93 Reading: Contemporary Art

Andy Warhol, Campbell's Soup Cans, 1962, synthetic polymer paint on 32 canvases, each 20 x 16" (The Museum of Modern Art)
Andy Warhol, Campbell’s Soup Cans, 1962, synthetic polymer paint on 32 canvases, each 20 x 16″ (The Museum of Modern Art) (photo: Steven Zucker)

“Getting” Contemporary Art

It’s ironic that many people say they don’t “get” contemporary art because, unlike Egyptian tomb painting or Greek sculpture, art made since 1960 reflects our own recent past. It speaks to the dramatic social, political and technological changes of the last fifty years, and it questions many of society’s values and assumptions—a tendency of postmodernism, a concept sometimes used to describe contemporary art. What makes today’s art especially challenging is that, like the world around us, it has become more diverse and cannot be easily defined through a list of visual characteristics, artistic themes or cultural concerns.

Minimalism and Pop Art, two major art movements of the early 1960s, offer clues to the different directions of art in the late 20th and 21st century. Both rejected established expectations about art’s aesthetic qualities and need for originality. Minimalist objects are spare geometric forms, often made from industrial processes and materials, which lack surface details, expressive markings, and any discernible meaning. Pop Art took its subject matter from low-brow sources like comic books and advertising. Like Minimalism, its use of commercial techniques eliminated emotional content implied by the artist’s individual approach, something that had been important to the previous generation of modern painters. The result was that both movements effectively blurred the line distinguishing fine art from more ordinary aspects of life, and forced us to reconsider art’s place and purpose in the world.

Shifting Strategies

Minimalism and Pop Art paved the way for later artists to explore questions about the conceptual nature of art, its form, its production, and its ability to communicate in different ways.  In the late 1960s and 1970s, these ideas led to a “dematerialization of art,” when artists turned away from painting and sculpture to experiment with new formats including photography, film and video, performance art, large-scale installations and earth works.  Although some critics of the time foretold “the death of painting,” art today encompasses a broad range of traditional and experimental media, including works that rely on Internet technology and other scientific innovations.

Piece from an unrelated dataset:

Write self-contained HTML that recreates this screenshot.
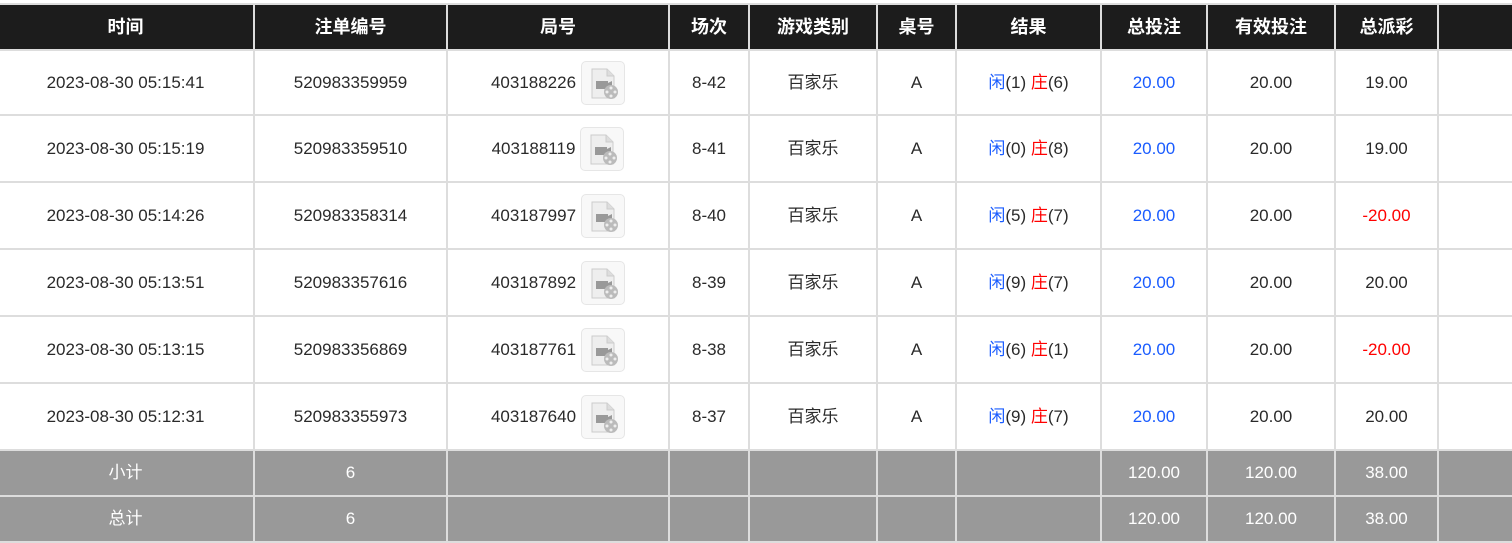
<!DOCTYPE html>
<html><head><meta charset="utf-8"><style>
*{margin:0;padding:0;box-sizing:border-box}
body{width:1512px;height:533px;overflow:hidden;background:#fff;font-family:"Liberation Sans","Noto Sans CJK SC",sans-serif;color:#2a2a2a}
table{position:absolute;top:3px;left:-4px;border-collapse:collapse;table-layout:fixed;width:1518px}
td,th{border:2px solid #ddd;text-align:center;font-size:17px;white-space:nowrap;overflow:hidden;line-height:20px}
th{background:#1c1c1c;color:#fff;font-weight:bold;font-size:18px;height:46px;border-top:2px solid #ddd}
tr.r td{height:67px}
tr.r1 td{height:65px}
tr.s td{background:#999;color:#fff;height:46px}
tr.t td{background:#999;color:#fff;height:46px;vertical-align:top;padding-top:12px}
.b{color:#1a5cff}.red{color:#f00}
.ic{display:inline-block;width:44px;height:44px;vertical-align:middle;margin-left:5px;border:1px solid #e6e6e6;border-radius:5px;background:#f8f8f8}
.jh{display:inline-block;vertical-align:middle}
</style></head><body>
<table>
<colgroup><col style="width:257px"><col style="width:193px"><col style="width:222px"><col style="width:80px"><col style="width:128px"><col style="width:79px"><col style="width:145px"><col style="width:106px"><col style="width:128px"><col style="width:103px"><col style="width:77px"></colgroup>
<tr><th>时间</th><th>注单编号</th><th>局号</th><th>场次</th><th>游戏类别</th><th>桌号</th><th>结果</th><th>总投注</th><th>有效投注</th><th>总派彩</th><th></th></tr>
<tr class="r r1"><td>2023-08-30 05:15:41</td><td>520983359959</td><td><span class="jh">403188226</span><span class="ic"><svg width="42" height="42" viewBox="0 0 42 42"><path d="M10 7h15l7 7v22H10z" fill="#eee" stroke="#ccc"/><path d="M25 7v7h7" fill="#ddd" stroke="#ccc"/><rect x="14" y="19" width="12" height="8" fill="#999"/><path d="M26 21l4-2v8l-4-2z" fill="#999"/><circle cx="29" cy="30" r="7" fill="#bbb"/><circle cx="29" cy="26" r="1.5" fill="#eee"/><circle cx="29" cy="34" r="1.5" fill="#eee"/><circle cx="25" cy="30" r="1.5" fill="#eee"/><circle cx="33" cy="30" r="1.5" fill="#eee"/></svg></span></td><td>8-42</td><td>百家乐</td><td>A</td><td><span class="b">闲</span>(1) <span class="red">庄</span>(6)</td><td class="b">20.00</td><td>20.00</td><td>19.00</td><td></td></tr>
<tr class="r"><td>2023-08-30 05:15:19</td><td>520983359510</td><td><span class="jh">403188119</span><span class="ic"><svg width="42" height="42" viewBox="0 0 42 42"><path d="M10 7h15l7 7v22H10z" fill="#eee" stroke="#ccc"/><path d="M25 7v7h7" fill="#ddd" stroke="#ccc"/><rect x="14" y="19" width="12" height="8" fill="#999"/><path d="M26 21l4-2v8l-4-2z" fill="#999"/><circle cx="29" cy="30" r="7" fill="#bbb"/><circle cx="29" cy="26" r="1.5" fill="#eee"/><circle cx="29" cy="34" r="1.5" fill="#eee"/><circle cx="25" cy="30" r="1.5" fill="#eee"/><circle cx="33" cy="30" r="1.5" fill="#eee"/></svg></span></td><td>8-41</td><td>百家乐</td><td>A</td><td><span class="b">闲</span>(0) <span class="red">庄</span>(8)</td><td class="b">20.00</td><td>20.00</td><td>19.00</td><td></td></tr>
<tr class="r"><td>2023-08-30 05:14:26</td><td>520983358314</td><td><span class="jh">403187997</span><span class="ic"><svg width="42" height="42" viewBox="0 0 42 42"><path d="M10 7h15l7 7v22H10z" fill="#eee" stroke="#ccc"/><path d="M25 7v7h7" fill="#ddd" stroke="#ccc"/><rect x="14" y="19" width="12" height="8" fill="#999"/><path d="M26 21l4-2v8l-4-2z" fill="#999"/><circle cx="29" cy="30" r="7" fill="#bbb"/><circle cx="29" cy="26" r="1.5" fill="#eee"/><circle cx="29" cy="34" r="1.5" fill="#eee"/><circle cx="25" cy="30" r="1.5" fill="#eee"/><circle cx="33" cy="30" r="1.5" fill="#eee"/></svg></span></td><td>8-40</td><td>百家乐</td><td>A</td><td><span class="b">闲</span>(5) <span class="red">庄</span>(7)</td><td class="b">20.00</td><td>20.00</td><td class="red">-20.00</td><td></td></tr>
<tr class="r"><td>2023-08-30 05:13:51</td><td>520983357616</td><td><span class="jh">403187892</span><span class="ic"><svg width="42" height="42" viewBox="0 0 42 42"><path d="M10 7h15l7 7v22H10z" fill="#eee" stroke="#ccc"/><path d="M25 7v7h7" fill="#ddd" stroke="#ccc"/><rect x="14" y="19" width="12" height="8" fill="#999"/><path d="M26 21l4-2v8l-4-2z" fill="#999"/><circle cx="29" cy="30" r="7" fill="#bbb"/><circle cx="29" cy="26" r="1.5" fill="#eee"/><circle cx="29" cy="34" r="1.5" fill="#eee"/><circle cx="25" cy="30" r="1.5" fill="#eee"/><circle cx="33" cy="30" r="1.5" fill="#eee"/></svg></span></td><td>8-39</td><td>百家乐</td><td>A</td><td><span class="b">闲</span>(9) <span class="red">庄</span>(7)</td><td class="b">20.00</td><td>20.00</td><td>20.00</td><td></td></tr>
<tr class="r"><td>2023-08-30 05:13:15</td><td>520983356869</td><td><span class="jh">403187761</span><span class="ic"><svg width="42" height="42" viewBox="0 0 42 42"><path d="M10 7h15l7 7v22H10z" fill="#eee" stroke="#ccc"/><path d="M25 7v7h7" fill="#ddd" stroke="#ccc"/><rect x="14" y="19" width="12" height="8" fill="#999"/><path d="M26 21l4-2v8l-4-2z" fill="#999"/><circle cx="29" cy="30" r="7" fill="#bbb"/><circle cx="29" cy="26" r="1.5" fill="#eee"/><circle cx="29" cy="34" r="1.5" fill="#eee"/><circle cx="25" cy="30" r="1.5" fill="#eee"/><circle cx="33" cy="30" r="1.5" fill="#eee"/></svg></span></td><td>8-38</td><td>百家乐</td><td>A</td><td><span class="b">闲</span>(6) <span class="red">庄</span>(1)</td><td class="b">20.00</td><td>20.00</td><td class="red">-20.00</td><td></td></tr>
<tr class="r"><td>2023-08-30 05:12:31</td><td>520983355973</td><td><span class="jh">403187640</span><span class="ic"><svg width="42" height="42" viewBox="0 0 42 42"><path d="M10 7h15l7 7v22H10z" fill="#eee" stroke="#ccc"/><path d="M25 7v7h7" fill="#ddd" stroke="#ccc"/><rect x="14" y="19" width="12" height="8" fill="#999"/><path d="M26 21l4-2v8l-4-2z" fill="#999"/><circle cx="29" cy="30" r="7" fill="#bbb"/><circle cx="29" cy="26" r="1.5" fill="#eee"/><circle cx="29" cy="34" r="1.5" fill="#eee"/><circle cx="25" cy="30" r="1.5" fill="#eee"/><circle cx="33" cy="30" r="1.5" fill="#eee"/></svg></span></td><td>8-37</td><td>百家乐</td><td>A</td><td><span class="b">闲</span>(9) <span class="red">庄</span>(7)</td><td class="b">20.00</td><td>20.00</td><td>20.00</td><td></td></tr>
<tr class="s"><td>小计</td><td>6</td><td></td><td></td><td></td><td></td><td></td><td>120.00</td><td>120.00</td><td>38.00</td><td></td></tr>
<tr class="t"><td>总计</td><td>6</td><td></td><td></td><td></td><td></td><td></td><td>120.00</td><td>120.00</td><td>38.00</td><td></td></tr>
</table>
</body></html>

Contemporary artists continue to use a varied vocabulary of abstract and representational forms to convey their ideas. It is important to remember that the art of our time did not develop in a vacuum; rather, it reflects the social and political concerns of its cultural context. For example, artists like Judy Chicago, who were inspired by the feminist movement of the early 1970s, embraced imagery and art forms that had historical connections to women.

In the 1980s, artists appropriated the style and methods of mass media advertising to investigate issues of cultural authority and identity politics. More recently, artists like Maya Lin, who designed the Vietnam Veterans’ Memorial Wall in Washington D.C., and Richard Serra, who was loosely associated with Minimalism in the 1960s, have adapted characteristics of Minimalist art to create new abstract sculptures that encourage more personal interaction and emotional response among viewers.

These shifting strategies to engage the viewer show how contemporary art’s significance exists beyond the object itself.  Its meaning develops from cultural discourse, interpretation and a range of individual understandings, in addition to the formal and conceptual problems that first motivated the artist.  In this way, the art of our times may serve as a catalyst for an on-going process of open discussion and intellectual inquiry about the world today.